For his recent column about why Canadians will eventually realize they would be better off as Americans, Ross Douthat, the New York Times commentator, has at least swotted up some information about current Canadian politics. But in the end, his argument just mixes some anti-Trudeau snark into generic Planet American myopia. 

We may be joking that Americans should beg to be the 11th province (the healthcare, rights for women, respect for diversity and immigrants, sane gun laws, better life expectancies...). But for Douthat, all that is just anti-Trumpism and obsolete liberal-democracy talk. All that matters is what happened lately on Planet America, which must be the model for the world.

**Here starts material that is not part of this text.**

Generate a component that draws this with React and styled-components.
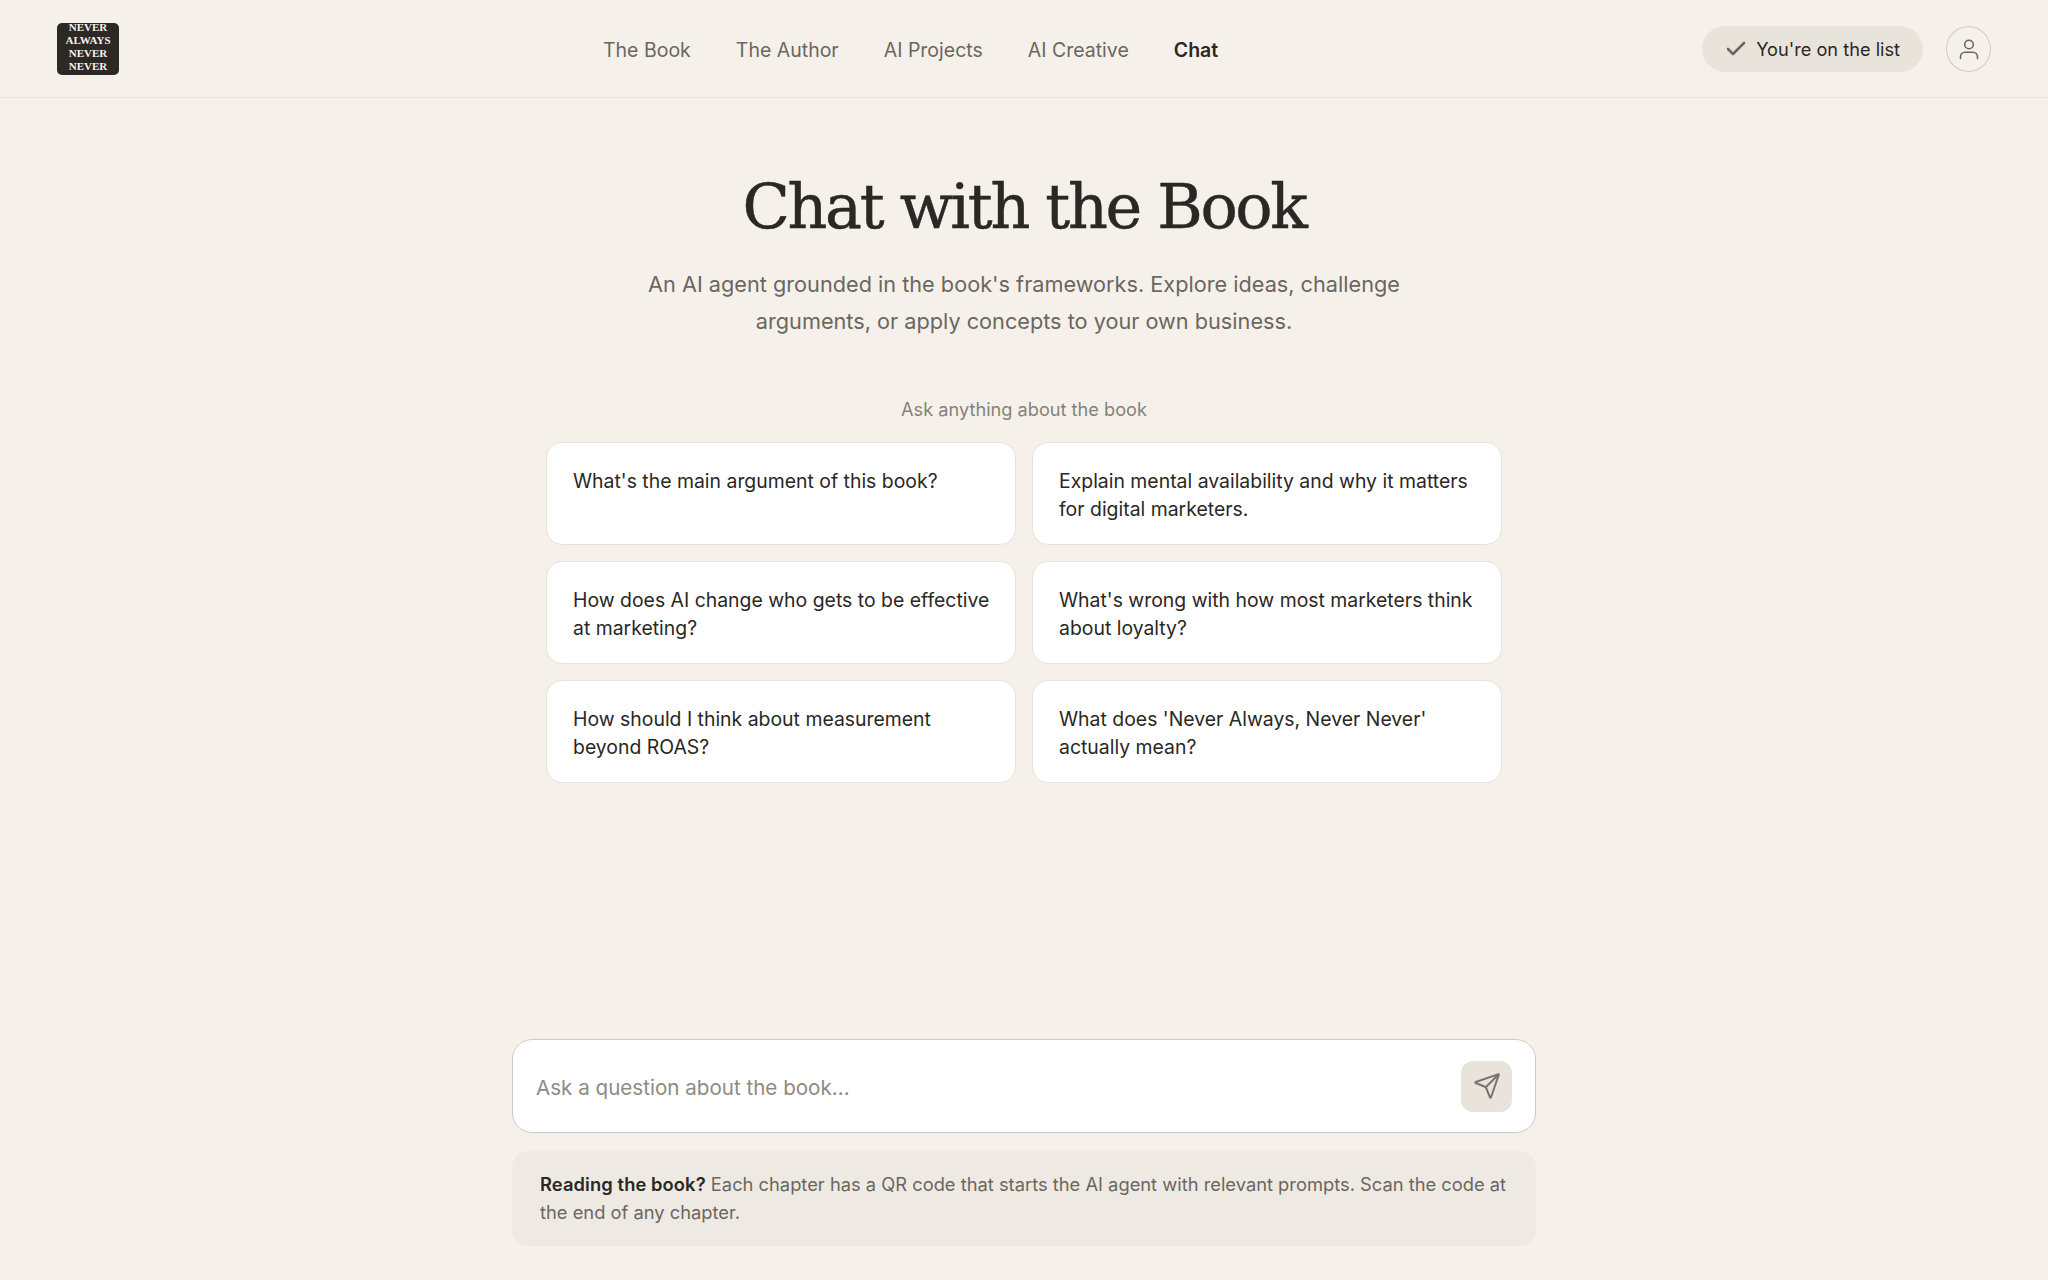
import React from 'react';
import styled, { createGlobalStyle } from 'styled-components';
import { Check, Send } from 'lucide-react';

const GlobalStyle = createGlobalStyle`
  * { box-sizing: border-box; }
  html, body { margin: 0; height: 100%; background: #f5f1ea; }
  body { font-family: Inter, "Liberation Sans", sans-serif; color: #2a2724; }
  #root { height: 100%; }
`;

const Page = styled.div`
  display: flex;
  flex-direction: column;
  height: 1280px;
  overflow: hidden;
`;

const Header = styled.header`
  display: flex;
  justify-content: space-between;
  align-items: center;
  height: 98px;
  flex: none;
  padding: 0 57px;
  border-bottom: 1px solid #e7e3da;
`;

const Logo = styled.div`
  display: flex;
  flex-direction: column;
  align-items: center;
  justify-content: center;
  width: 62px;
  height: 52px;
  padding-bottom: 4px;
  border-radius: 5px;
  background: #2b2825;
  font-family: "Liberation Serif", serif;
  font-weight: 700;
  font-size: 11px;
  line-height: 13px;
  color: #f5f1ea;
`;

const Nav = styled.nav`
  display: flex;
  gap: 45px;
  padding-top: 2px;
`;

const NavLink = styled.a`
  font-size: 19.5px;
  line-height: 28px;
  font-weight: ${(p) => (p.$active ? 600 : 400)};
  color: ${(p) => (p.$active ? '#2a2724' : '#6b665f')};
`;

const HeaderActions = styled.div`
  display: flex;
  align-items: center;
  gap: 23px;
`;

const ListBadge = styled.div`
  display: flex;
  align-items: center;
  gap: 8px;
  height: 46px;
  padding: 0 23px 0 22px;
  border-radius: 23px;
  background: #e8e4dc;
  font-size: 18.2px;
  color: #2a2724;
`;

const UserButton = styled.div`
  display: flex;
  align-items: center;
  justify-content: center;
  width: 45px;
  height: 46px;
  border-radius: 50%;
  border: 1px solid #cfcac1;
  color: #6b665f;
`;

const Main = styled.main`
  flex: 1;
  display: flex;
  flex-direction: column;
  align-items: center;
  padding-top: 69px;
`;

const Title = styled.h1`
  margin: 0;
  font-family: "DejaVu Serif", Georgia, serif;
  font-weight: 400;
  font-size: 62px;
  line-height: 80px;
  letter-spacing: -2.35px;
  -webkit-text-stroke: 0.5px #2a2724;
  color: #2a2724;
`;

const Subtitle = styled.p`
  margin: 19px 0 0;
  width: 780px;
  text-align: center;
  font-size: 21.7px;
  line-height: 37px;
  color: #6b665f;
`;

const Hint = styled.p`
  margin: 56px 0 0;
  font-size: 18.2px;
  line-height: 26px;
  color: #86817a;
`;

const PromptGrid = styled.div`
  display: grid;
  grid-template-columns: 470px 470px;
  gap: 16px;
  margin-top: 20px;
`;

const PromptCard = styled.div`
  height: 103px;
  padding: 23.5px 24px 23px 26px;
  border: 1px solid #e7e3da;
  border-radius: 16px;
  background: #fff;
  font-size: 19.42px;
  line-height: 28px;
  color: #2a2724;
`;

const Footer = styled.div`
  margin-top: auto;
  margin-bottom: 34px;
  width: 1024px;
  display: flex;
  flex-direction: column;
  gap: 18px;
`;

const Composer = styled.div`
  display: flex;
  align-items: center;
  justify-content: space-between;
  height: 94px;
  padding: 0 23px;
  border: 1px solid #cfcac1;
  border-radius: 20px;
  background: #fff;
`;

const Placeholder = styled.span`
  padding-top: 2px;
  font-size: 20.6px;
  color: #8f8a83;
`;

const SendButton = styled.div`
  display: flex;
  align-items: center;
  justify-content: center;
  width: 51px;
  height: 51px;
  border-radius: 12px;
  background: #e8e4dc;
  color: #77726b;
`;

const Note = styled.p`
  margin: 0;
  padding: 19px 28px 20px;
  border-radius: 16px;
  background: #eeeae3;
  font-size: 18.32px;
  line-height: 28px;
  color: #6b665f;

  strong {
    font-weight: 600;
    letter-spacing: 0.1px;
    color: #2a2724;
  }
`;

const navItems = ['The Book', 'The Author', 'AI Projects', 'AI Creative', 'Chat'];

const prompts = [
  "What's the main argument of this book?",
  'Explain mental availability and why it matters for digital marketers.',
  'How does AI change who gets to be effective at marketing?',
  "What's wrong with how most marketers think about loyalty?",
  'How should I think about measurement beyond ROAS?',
  "What does 'Never Always, Never Never' actually mean?",
];

const UserIcon = () => (
  <svg width="24" height="24" viewBox="0 0 24 24" fill="none" stroke="currentColor" strokeWidth="1.6" strokeLinecap="round">
    <circle cx="12" cy="7.5" r="4.3" />
    <path d="M3.5 21.5v-1.6a4.6 4.6 0 0 1 4.6-4.6h7.8a4.6 4.6 0 0 1 4.6 4.6v1.6" />
  </svg>
);

const App = () => {
  return (
    <Page>
      <GlobalStyle />
      <Header>
        <Logo>
          <span>NEVER</span>
          <span>ALWAYS</span>
          <span>NEVER</span>
          <span>NEVER</span>
        </Logo>
        <Nav>
          {navItems.map((item) => (
            <NavLink key={item} $active={item === 'Chat'}>
              {item}
            </NavLink>
          ))}
        </Nav>
        <HeaderActions>
          <ListBadge>
            <Check size={24} strokeWidth={2.6} color="#6b665f" />
            You're on the list
          </ListBadge>
          <UserButton>
            <UserIcon />
          </UserButton>
        </HeaderActions>
      </Header>
      <Main>
        <Title>Chat with the Book</Title>
        <Subtitle>
          An AI agent grounded in the book's frameworks. Explore ideas, challenge arguments, or
          apply concepts to your own business.
        </Subtitle>
        <Hint>Ask anything about the book</Hint>
        <PromptGrid>
          {prompts.map((p) => (
            <PromptCard key={p}>{p}</PromptCard>
          ))}
        </PromptGrid>
        <Footer>
          <Composer>
            <Placeholder>Ask a question about the book...</Placeholder>
            <SendButton>
              <Send size={28} strokeWidth={1.7} />
            </SendButton>
          </Composer>
          <Note>
            <strong>Reading the book?</strong> Each chapter has a QR code that starts the AI agent
            with relevant prompts. Scan the code at the end of any chapter.
          </Note>
        </Footer>
      </Main>
    </Page>
  );
};

export default App;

A month or so ago a wise historian of Canada told me that that the more closely connected to the United States Canada becomes, the more strong the Canadian identity becomes.  Close enough to see what the United States fails to be -- and far enough away to identify what we are seeing. Only Americans can still think the USA is the beacon unto the world, that's harder to grasp.

On the same theme: everyone considers the New York Times the great liberal newspaper in the US.  But glancing at the Times' list of opinion writers (a glance is often enough), a Canadian can't help noticing that in Canada, most of them would be most at home in the National Post.